Currently, the shake-out in the region's financial sector is mostly past. Maine banks are quite healthy, and appear ready, willing, and able to finance economic expansion in this state. A strong financial sector is absolutely critical to Maine's ability to grow and prosper, so this development makes the state much less vulnerable and bodes well for future growth.
With this as a backdrop, the outlook for construction activity in Maine is fairly positive. The forecast suggests that residential housing activity will expand at a very slow pace and will be almost entirely single-family units. Our expectation is that the speculative building of the eighties is behind us and a resurgence in the construction of luxurious condominium units is unlikely. Maine non-residential construction contract awards surged through 1995, which is a good sign for the years ahead. The state's non-building construction contract awards stabilized at a fairly high level in 1995, also a positive indicator.
The Challenge...
Maine has been expanding, albeit slowly, for a full four years. The challenge we now face is how to improve the balance sheets of households, Maine businesses, and state government in a time of slow growth. The bill for the excesses of the eighties just came due, and no magic solution exists to pay it off overnight. That said, we are making progress towards putting our financial houses in order and if we continue to doggedly focus on the ultimate goal of financial viability at every level, we will undoubtedly survive and likely prosper.
. . . for Maine Consumers
Over the past ten to fifteen years, the American consumer appears to have thrown caution to the wind. Consumer spending increased at phenomenal rates through the prosperous eighties. The savings rate, which had averaged 8% through the seventies and early eighties, declined to 4% and has shown little or no improvement since. The consumer's willingness to take on debt has risen sharply from 12% of personal income during the sixties, seventies, and early eighties to 16% in 1989 and towards a new high of 17% in 1995. The result? When the recession hit in late 1990, the consumer was totally unprepared.
While we have little Maine-specific data on savings rates and installment credit outstanding, there is no reason to believe that Maine residents have behaved much differently. In addition, bankruptcy filings in Maine grew by 130% through the early part of the decade, showed significant improvement through 1993 and 1994, then have risen dramatically through much of 1995. While it is impossible to separate personal bankruptcy from business filings, current bankruptcy levels in Maine remain at nearly double the pre-recession levels, which suggests we still have some issues to work out. In addition, the Maine Omnibus Survey, published by Market Decisions, reports that consumer confidence in Maine fell by 3.6 percentage points during the fourth quarter of 1995 to a level that had not been seen since 1993. With relatively high personal debt levels, slow income growth, and waning confidence levels, the Maine consumer should not be counted on for a major spending surge in the near future. On a more positive note, the longer-term demographic trends indicate that, once we have worked through the current financial issues at the household level, the Maine consumer will be much better positioned.
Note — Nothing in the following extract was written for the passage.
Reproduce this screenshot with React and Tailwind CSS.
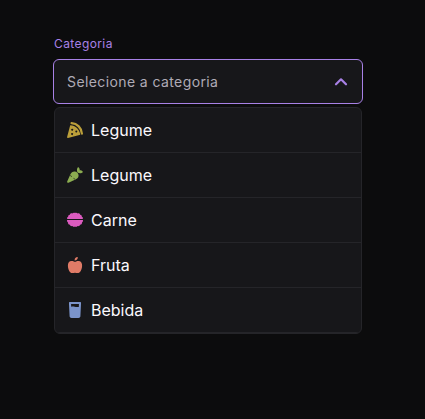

By the year 2000, the baby boom will have fully arrived at its peak spending years.
. . . for Maine Businesses
Perhaps the most encouraging news comes from Maine businesses. While few would report record-breaking growth, many Maine businesses have seen dramatic improvement in their business balance sheets. Estimated corporate income tax payments have been very strong in recent months, which represents a level of performance that Maine businesses have not seen in some time. Although we continue to see restructuring activities in several of the state's largest employers, the downsizing appears to be more an effort to prepare for longer-term viability than a response to financial losses. For example, the reports on the recent downsizing activities at L.L. Bean and the Portland Newspapers both cited sales growth and reasonable profits. However, neither sales growth nor profit levels were as high as had been expected. Many businesses believe that, if they are going to truly compete rather than just survive in this new global economy, they have to trim management layers and increase productivity wherever possible.
There are other encouraging signs as well. A number of paper industry expansions are being planned in the near future. Over the last few months, there have been six new applications filed for state tax increment financing. If all are approved, approximately 1,800 new jobs will be created in Maine. About 800 of those jobs will offer average annual wages at the $18,000 level. The remaining 1,000 positions are expected to pay closer to $44,000 per job. This will be a tremendous boost for Maine workers. In addition, the King administration's "Plus 1" development program for small businesses includes proposals for a job creation tax credit and a small enterprise growth loan fund, providing the thousands of Maine's smaller businesses with an incentive to expand. The best news here is that if Maine business is able to grow and prosper, the problems of Maine state government and Maine households will be mitigated.
. . . for Maine State Government
The primary challenge for Maine state government is to continue along this extremely difficult path of fiscal responsibility. Since a full 80% of Maine state general fund revenues are derived from either the sales tax or the personal income tax, and since both income growth and consumer spending increases are expected to be minimal, state government will likely be facing very slow revenue growth in the foreseeable future. Efforts to cut costs, such as the work of the Productivity Realization Task Force, will be absolutely essential in preparing state government for long-term viability.
Summary
The challenges facing the Maine economy are formidable, but not insurmountable. Although the recession of the early nineties was devastating and the aftershocks continue to reverberate, Maine emerges with a stronger foundation for growth. Its real estate sector is no longer poised for disaster. Its financial institutions are very healthy and capable of financing economic expansion. The state government, following the lead of the business sector, is trimming costs and putting its financial house in order. Several large businesses are expanding, offering a number of new job opportunities. The Economic Growth Council and the Maine Chamber and Business Alliance have developed a long-term plan, and the King administration has developed shorter-term strategies to focus Maine's economic development efforts and to better utilize its scarce economic development resources.
The official forecast is for overall growth in Maine's gross state product to continue at a 1.5% - 2% pace through the next few years, which tracks national activity but at a slower rate (see Figure 6). While economic activity may pale by comparison to the prosperous eighties, Maine's economic growth through the nineties will likely be more sustainable and, perhaps, more befitting our nature.